Nélson Gallego não hesitou, ainda assim. Convenceu a mãe do adolescente e levou-o para Cali, assumindo o papel de um pai, a referência masculina que Juan perdera com 4 anos.

Juan Cuadrado não ficou no Deportivo Cali nem teve sorte nos testes realizados em vários clubes da Argentina, entre eles o Boca Juniors. Todos achavam que o jovem não ia crescer.

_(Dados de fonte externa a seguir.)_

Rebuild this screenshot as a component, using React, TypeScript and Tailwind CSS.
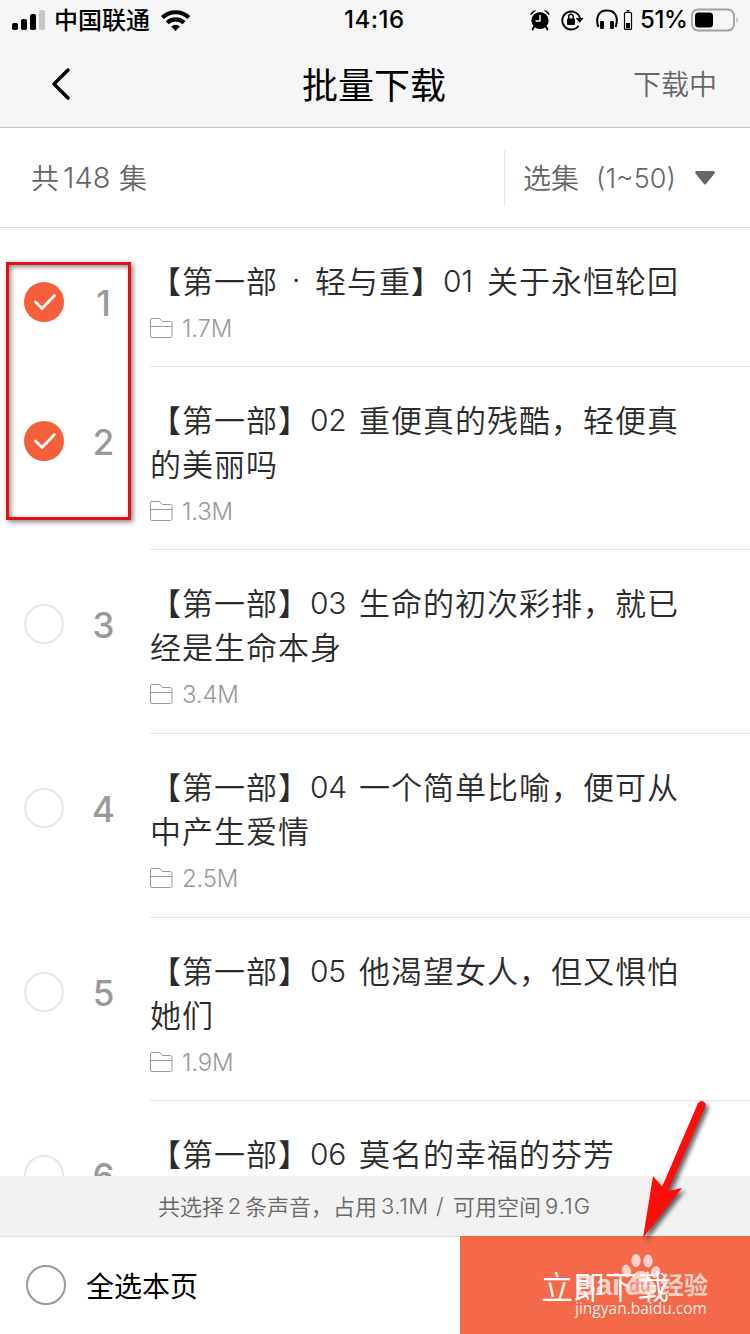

«Tive de o motivar a fazer coisas básicas e elementares como abdominais, porque ele era muito delgado, muito fraquito», reconheceu Nélson Gallego. Para além disso, converteu o avançado num médio polivalente. Aliás, as portas abriram-se de vez quando o Independiente de Medellín precisava de um lateral direito e Gallego recomendou  Cuadrado ao técnico Juan José Peláez.

Foi com a camisola do Independiente, onde se cruzou com Jackson Martínez, que o jovem de Necocli fez a sua estreia na primeira divisão colombiana, em setembro de 2008. Seria ali, igualmente, que evoluiria sobre o comando de Santiago ‘Sachi’ Escobar, sucessor de Peláez e irmão do malogrado Andrés Escobar, o internacional colombiano assassinado após o Mundial de 1994.

A Udinese contratou o jogador de 19 anos alguns meses mais tarde. Juan Cuadrado rumaria a Itália, passaria por Lecce e Fiorentina por empréstimo até assentar bases em Florença. A mãe acompanha-o.

«Estamos a recuperar o tempo que perdemos quando ele era mais jovem. Eu tive de ser forte para dar-lhe todas as possibilidades de alcançar o seu objetivo. Vendo o seu sonho realizado, sou a mãe mais feliz do mundo», resumiu Marcela, já em Itália.

Juan Cuadrado chegou ao topo sem esquecer os que não tiveram a mesma sorte. Por isso, criou uma marca de jeans onde emprega ex-amigos e uma fundação para crianças desfavorecidas de Necoclí, a sua terra natal, e do problemático bairro La Sierra, em Medellín.